John Dies @ the End by David Wong:  I picked this up on a whim and am very glad I did.  This book really defies any sort of summation but it is a horror-humor mix.  Allow me to quote one passage from the book to give you a feel for it:

A group of men carrying what had to be rifles stood around the vehicle, and John immediately reached out and punched the switch to kill his headlights.  Then it occurred to him that the lights suddenly going off might have been more noticeable.  So he punched them back on, thought he saw two of the men turn toward him, and then quickly turned the lights back off again.  Now he felt the stobing of his headlights was almost impossible not to notice; in fact, all of the men seemed to be looking up the hill at him.  The group might have either pursued him or raised their rifles to perforate his windshield had a gorilla riding a giant crab not leapt out of the woods and eaten two of them.

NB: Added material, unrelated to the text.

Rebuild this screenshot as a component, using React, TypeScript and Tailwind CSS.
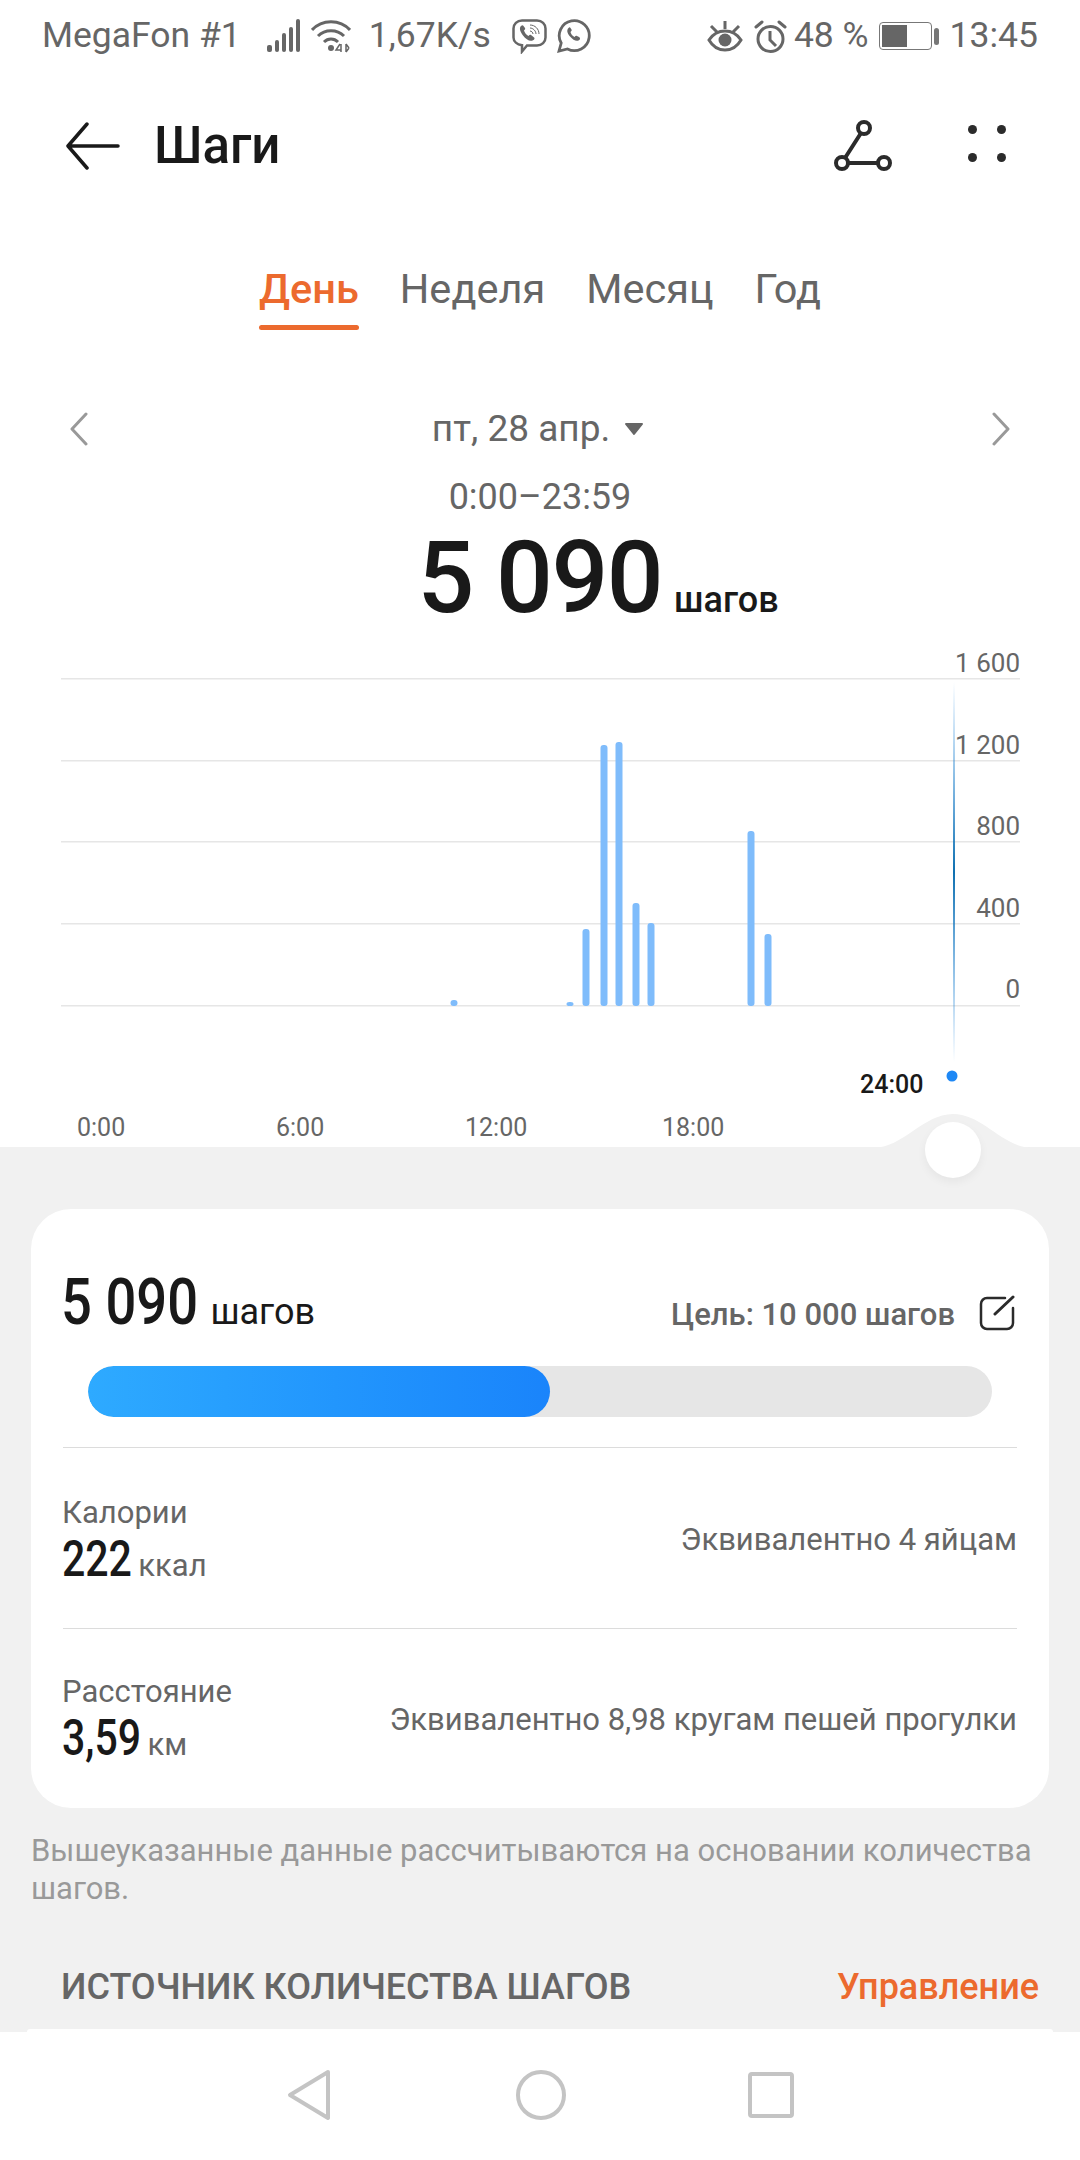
const bars = [
  { x: 454, top: 1000 },
  { x: 570, top: 1002 },
  { x: 586, top: 929 },
  { x: 604, top: 745 },
  { x: 619, top: 742 },
  { x: 636, top: 903 },
  { x: 651, top: 923 },
  { x: 751, top: 831 },
  { x: 768, top: 934 },
];

const yLabels = ["1 600", "1 200", "800", "400", "0"];

function SignalIcon() {
  return (
    <svg width="36" height="34" viewBox="0 0 36 34" className="ml-[25px]" fill="#666">
      <rect x="1" y="26" width="5" height="7" rx="2" />
      <rect x="9" y="21" width="4" height="12" rx="2" />
      <rect x="16" y="14" width="4" height="19" rx="2" />
      <rect x="23" y="8" width="4" height="25" rx="2" />
      <rect x="30" y="0" width="4" height="33" rx="2" />
    </svg>
  );
}

function WifiIcon() {
  return (
    <svg width="40" height="34" viewBox="0 0 40 34" className="ml-[9px]" fill="none" stroke="#666" strokeWidth="3">
      <path d="M1 11C11 0 29 0 39 11" />
      <path d="M7 17c7-7 19-7 26 0" />
      <path d="M13 23c4-4 10-4 14 0" />
      <circle cx="20" cy="29" r="3" fill="#666" stroke="none" />
      <path d="M29 25l-4 6h5M30 25v8" strokeWidth="1.500" />
      <path d="M35 25v8M35 25l3 4M35 33l3-4" strokeWidth="1.500" />
    </svg>
  );
}

function ViberIcon() {
  return (
    <svg width="35" height="35" viewBox="0 0 35 35" fill="none" stroke="#666" strokeWidth="2.500">
      <path d="M10 1.500h15c5 0 8.500 3.500 8.500 8v9c0 4.500-3.500 8-8.500 8h-10l-5 6v-6.300c-5-.7-8.500-3.700-8.500-7.700v-9c0-4.500 3.500-8 8.500-8z" />
      <path d="M9 7c-2 2-1 5.500 2 9.500s6.500 6 9.500 5c2.500-1 2.500-2.500 1-3.500l-2.500-2c-1-.5-1.500 0-2.500 1-2-1-4-3.500-4.500-5.500 1-1 1.500-1.500 1-2.500L11.500 7C11 6 10 6 9 7z" fill="#666" stroke="none" />
      <path d="M18 6c5 0 9 4 9 9M18 9c3 0 6 3 6 6M18 12c1.500 0 3 1.500 3 3" strokeWidth="1" />
    </svg>
  );
}

function WhatsappIcon() {
  return (
    <svg width="34" height="34" viewBox="0 0 34 34" fill="none" stroke="#666" strokeWidth="2.800">
      <path d="M2 32l2.200-8A15 15 0 1 1 10.500 30L2 32z" />
      <path d="M11.500 9c-2 2-1.500 5 1.500 8.500s6 5 8.500 4c2-1 2-2.500.5-3.500l-2-1c-1-.5-1.500 0-2.500 1-2-1-3.500-3-4-5 1-1 1.500-1.500 1-2.500L13.500 9c-.5-1-1.200-.8-2 0z" fill="#666" stroke="none" />
    </svg>
  );
}

function EyeIcon() {
  return (
    <svg width="36" height="32" viewBox="0 0 36 32" fill="none" stroke="#666" strokeWidth="3">
      <path d="M2 20c4-6 9-9 16-9s12 3 16 9c-4 7-9 10-16 10S6 27 2 20z" />
      <circle cx="18" cy="20" r="6.500" fill="#666" stroke="none" />
      <path d="M18 1v8M4 6l6 6M32 6l-6 6" />
    </svg>
  );
}

function AlarmIcon() {
  return (
    <svg width="33" height="33" viewBox="0 0 33 33" fill="none" stroke="#666" strokeWidth="3">
      <circle cx="16.500" cy="19" r="12.500" />
      <path d="M16 11v9l6 6" />
      <path d="M2 7l6-5M31 7l-6-5" strokeLinecap="round" />
    </svg>
  );
}

function BatteryIcon() {
  return (
    <div className="ml-[10px] flex items-center gap-[2px]">
      <div className="w-[53px] h-[28px] rounded-[4px] border-[1.5px] border-[#777] p-[2px] flex">
        <div className="w-[25px] bg-[#666]" />
      </div>
      <div className="w-[5px] h-[17px] rounded-sm bg-[#777]" />
    </div>
  );
}

function StatusBar() {
  return (
    <div className="h-[72px] flex items-center pl-[42px] pr-[42px] text-[35.5px] text-[#666] shrink-0">
      <span>MegaFon #1</span>
      <SignalIcon />
      <WifiIcon />
      <span className="ml-[18px]">1,67K/s</span>
      <div className="ml-[21px] flex gap-[10px]">
        <ViberIcon />
        <WhatsappIcon />
      </div>
      <div className="ml-auto flex items-center">
        <EyeIcon />
        <div className="ml-[11px]">
          <AlarmIcon />
        </div>
        <span className="ml-[7px]">48 %</span>
        <BatteryIcon />
        <span className="ml-[11px]">13:45</span>
      </div>
    </div>
  );
}

function Header() {
  return (
    <div className="h-[80px] mt-[34px] flex items-center pl-[66px] pr-[74px] shrink-0">
      <svg width="54" height="48" viewBox="0 0 54 48" fill="none" stroke="#191919" strokeWidth="3.500" strokeLinecap="round" strokeLinejoin="round">
        <path d="M52 24H3M21 2L2 24l19 22" />
      </svg>
      <span className="ml-[34px] text-[51px] font-medium text-[#191919]">Шаги</span>
      <svg width="58" height="52" viewBox="0 0 58 52" fill="none" stroke="#2b2b2b" strokeWidth="4" className="ml-auto">
        <circle cx="30" cy="8" r="6" />
        <circle cx="8" cy="43" r="6" />
        <circle cx="50" cy="43" r="6" />
        <path d="M27 13L11 38M14 43h30" />
      </svg>
      <div className="ml-[76px] -mt-[6px] grid grid-cols-2 gap-x-[20px] gap-y-[19px]">
        <div className="w-[9px] h-[9px] rounded-full bg-[#2b2b2b]" />
        <div className="w-[9px] h-[9px] rounded-full bg-[#2b2b2b]" />
        <div className="w-[9px] h-[9px] rounded-full bg-[#2b2b2b]" />
        <div className="w-[9px] h-[9px] rounded-full bg-[#2b2b2b]" />
      </div>
    </div>
  );
}

function Tabs() {
  return (
    <div className="mt-[75px] h-[84px] flex justify-center gap-[41px] text-[41.5px] text-[#666] shrink-0">
      <div className="flex flex-col items-center">
        <span className="leading-[56px] font-medium text-[#ec6a2e]">День</span>
        <div className="mt-[8px] h-[5px] w-full rounded-full bg-[#ec6a2e]" />
      </div>
      <span className="leading-[56px]">Неделя</span>
      <span className="leading-[56px]">Месяц</span>
      <span className="leading-[56px]">Год</span>
    </div>
  );
}

function DateBlock() {
  return (
    <div className="mt-[57px] flex flex-col items-center shrink-0">
      <div className="w-full px-[70px] h-[54px] flex items-center justify-between">
        <svg width="18" height="34" viewBox="0 0 18 34" fill="none" stroke="#999" strokeWidth="3" strokeLinecap="round" strokeLinejoin="round">
          <path d="M16 2L2 17l14 15" />
        </svg>
        <div className="flex items-center gap-[14px] pr-[4px] text-[37px] text-[#666]">
          <span>пт, 28 апр.</span>
          <svg width="20" height="14" viewBox="0 0 20 14" fill="#666" stroke="#666" strokeWidth="2" strokeLinejoin="round">
            <path d="M2 2h16l-8 10z" />
          </svg>
        </div>
        <svg width="18" height="34" viewBox="0 0 18 34" fill="none" stroke="#999" strokeWidth="3" strokeLinecap="round" strokeLinejoin="round">
          <path d="M2 2l14 15L2 32" />
        </svg>
      </div>
      <div className="mt-[19px] text-[36px] leading-[44px] text-[#666]">0:00–23:59</div>
      <div className="h-[111px] pl-[116px] pt-[4px] flex items-baseline leading-[110px] text-[#191919] font-medium">
        <span className="text-[100px] tracking-[-1.500px]">5 090</span>
        <span className="ml-[12px] text-[36px]">шагов</span>
      </div>
    </div>
  );
}

function Chart() {
  return (
    <div className="relative h-[517px] shrink-0">
      <svg width="1080" height="517" viewBox="0 630 1080 517" className="absolute inset-0">
        <defs>
          <linearGradient id="cursor" x1="0" y1="0" x2="0" y2="1">
            <stop offset="0" stopColor="#1e88e5" stopOpacity="0" />
            <stop offset="0.5" stopColor="#0f70b0" stopOpacity="1" />
            <stop offset="1" stopColor="#1e88e5" stopOpacity="0" />
          </linearGradient>
        </defs>
        {[678, 760, 841, 923, 1005].map((y) => (
          <rect key={y} x="61" y={y} width="959" height="1.500" fill="#e6e6e6" />
        ))}
        {bars.map((b) => (
          <rect key={b.x} x={b.x - 3.500} y={b.top} width="7" height={1005 - b.top + 1} rx="3" fill="#7fbcfb" />
        ))}
        <rect x="953" y="682" width="2" height="380" fill="url(#cursor)" />
        <circle cx="952" cy="1076" r="5.500" fill="#1e88f5" />
      </svg>
      <div className="absolute right-[60px] top-[15px] flex flex-col items-end gap-[44.500px] text-[26px] leading-[37px] text-[#666]">
        {yLabels.map((l) => (
          <span key={l}>{l}</span>
        ))}
      </div>
      <span className="absolute left-[860px] top-[440px] text-[25px] leading-[30px] font-medium text-[#191919]">24:00</span>
      <div className="absolute left-[77px] top-[483px] flex text-[25px] leading-[30px] text-[#666]">
        <span className="w-[199px]">0:00</span>
        <span className="w-[189px]">6:00</span>
        <span className="w-[197px]">12:00</span>
        <span>18:00</span>
      </div>
    </div>
  );
}

function SummaryCard() {
  return (
    <div className="mx-[31px] h-[599px] rounded-[40px] bg-white px-[32px] flex flex-col">
      <div className="h-[157px] flex flex-col">
        <div className="mt-[58px] flex items-center justify-between h-[72px]">
          <div className="flex items-baseline text-[#191919] -ml-[2px]">
            <span className="text-[64px] font-medium inline-block origin-left scale-x-[0.85] -mr-[25px]">5 090</span>
            <span className="ml-[13px] text-[36px]">шагов</span>
          </div>
          <div className="flex items-center gap-[24px] mt-[25px] mr-[2px]">
            <span className="text-[31px] font-medium text-[#666]">Цель: 10 000 шагов</span>
            <svg width="36" height="36" viewBox="0 0 36 36" fill="none" stroke="#2b2b2b" strokeWidth="2.500" strokeLinecap="round" className="-mt-[6px]">
              <path d="M26 3H8a6 6 0 0 0-6 6v19a6 6 0 0 0 6 6h20a6 6 0 0 0 6-6V13" />
              <path d="M16 19L34 2" strokeWidth="3" />
            </svg>
          </div>
        </div>
      </div>
      <div className="mx-[25px] h-[51px] rounded-full bg-[#e6e6e6] overflow-hidden">
        <div className="h-full w-[462px] rounded-full bg-gradient-to-r from-[#2eaaff] to-[#1a84fb]" />
      </div>
      <div className="mt-[30px] border-t-[1.5px] border-[#dcdcdc] h-[181px] flex items-center justify-between">
        <div className="flex flex-col mt-[8px] -ml-[1px]">
          <span className="text-[31px] leading-[40px] text-[#666]">Калории</span>
          <div className="flex items-baseline text-[#191919] leading-[52px]">
            <span className="text-[50px] font-medium inline-block origin-left scale-x-[0.82] -mr-[15px]">222</span>
            <span className="ml-[6px] text-[31px] text-[#666]">ккал</span>
          </div>
        </div>
        <span className="mt-[4px] text-[31px] text-[#666]">Эквивалентно 4 яйцам</span>
      </div>
      <div className="border-t-[1.5px] border-[#dcdcdc] flex-1 flex items-center justify-between pb-[2px]">
        <div className="flex flex-col mt-[8px] -ml-[1px]">
          <span className="text-[31px] leading-[40px] text-[#666]">Расстояние</span>
          <div className="flex items-baseline text-[#191919] leading-[52px]">
            <span className="text-[50px] font-medium inline-block origin-left scale-x-[0.82] -mr-[17px]">3,59</span>
            <span className="ml-[6px] text-[31px] text-[#666]">км</span>
          </div>
        </div>
        <span className="mt-[5px] text-[31px] text-[#666]">Эквивалентно 8,98 кругам пешей прогулки</span>
      </div>
    </div>
  );
}

function GraySection() {
  return (
    <div className="relative flex-1 bg-[#f1f1f1] pt-[62px] flex flex-col">
      <svg width="160" height="34" viewBox="0 0 160 34" className="absolute left-[873px] -top-[33px]" fill="#f1f1f1">
        <path d="M0 34c30 0 50-34 80-34s50 34 80 34z" />
      </svg>
      <div className="absolute left-[925px] -top-[25px] w-[56px] h-[56px] rounded-full bg-white shadow-[0_4px_10px_rgba(0,0,0,0.05)]" />
      <SummaryCard />
      <p className="mt-[24px] px-[31px] text-[31px] leading-[38px] text-[#999]">
        Вышеуказанные данные рассчитываются на основании количества шагов.
      </p>
      <div className="mt-[57px] pl-[61px] pr-[41px] flex items-center justify-between text-[36px] leading-[44px] font-medium">
        <span className="text-[#666]">ИСТОЧНИК КОЛИЧЕСТВА ШАГОВ</span>
        <span className="text-[#ec6a2e]">Управление</span>
      </div>
      <div className="mt-auto mx-[27px] h-[3px] rounded-t-[20px] bg-white" />
    </div>
  );
}

function NavBar() {
  return (
    <div className="h-[128px] bg-white flex items-center justify-center pb-[3px] shrink-0">
      <svg width="44" height="52" viewBox="0 0 44 52" fill="none" stroke="#c4c4c4" strokeWidth="4" strokeLinejoin="round">
        <path d="M41 3L3 26l38 23z" />
      </svg>
      <svg width="50" height="50" viewBox="0 0 50 50" fill="none" stroke="#c4c4c4" strokeWidth="4" className="ml-[185px]">
        <circle cx="25" cy="25" r="23" />
      </svg>
      <svg width="46" height="46" viewBox="0 0 46 46" fill="none" stroke="#c4c4c4" strokeWidth="4" className="ml-[182px]">
        <rect x="2" y="2" width="42" height="42" rx="2" />
      </svg>
    </div>
  );
}

export default function App() {
  return (
    <div className="w-[1080px] h-[2160px] bg-white flex flex-col overflow-hidden font-['Roboto',sans-serif]">
      <StatusBar />
      <Header />
      <Tabs />
      <DateBlock />
      <Chart />
      <GraySection />
      <NavBar />
    </div>
  );
}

Dear readers, no amount of context would explain that paragraph.  The whole book makes you feel a bit disoriented like you’re just a bit thick and not getting it but its enjoyable enough to wait what passes for answers and resolution.  It elicited a dozen or so laughs out loud and a bunch of smirks so check it out if you want some light entertainment.

How to Cook Everything Vegetarian by Mark Bittman:  I’ve collected a small library of vegetarian cookbooks since going to the dark side way back in 1997 but this may allow me to throw all of them away.  It’s absolutely brilliant covering all the cooking basics, ideas for altering recipes and addressing all those vegetables you see in the supermarket and have no idea what to do with them.  The author assumes no cooking skill on the part (hence the instructions for making a green salad) but don’t assume the simple recipes are tasteless or boring.  I’ve done 5 or so meals out of this book so far (it’s massive at 800-900 pages) and each has been a hit.  In fact, I’ve officially made my wife a fan of cauliflower, something she swore she didn’t like at all.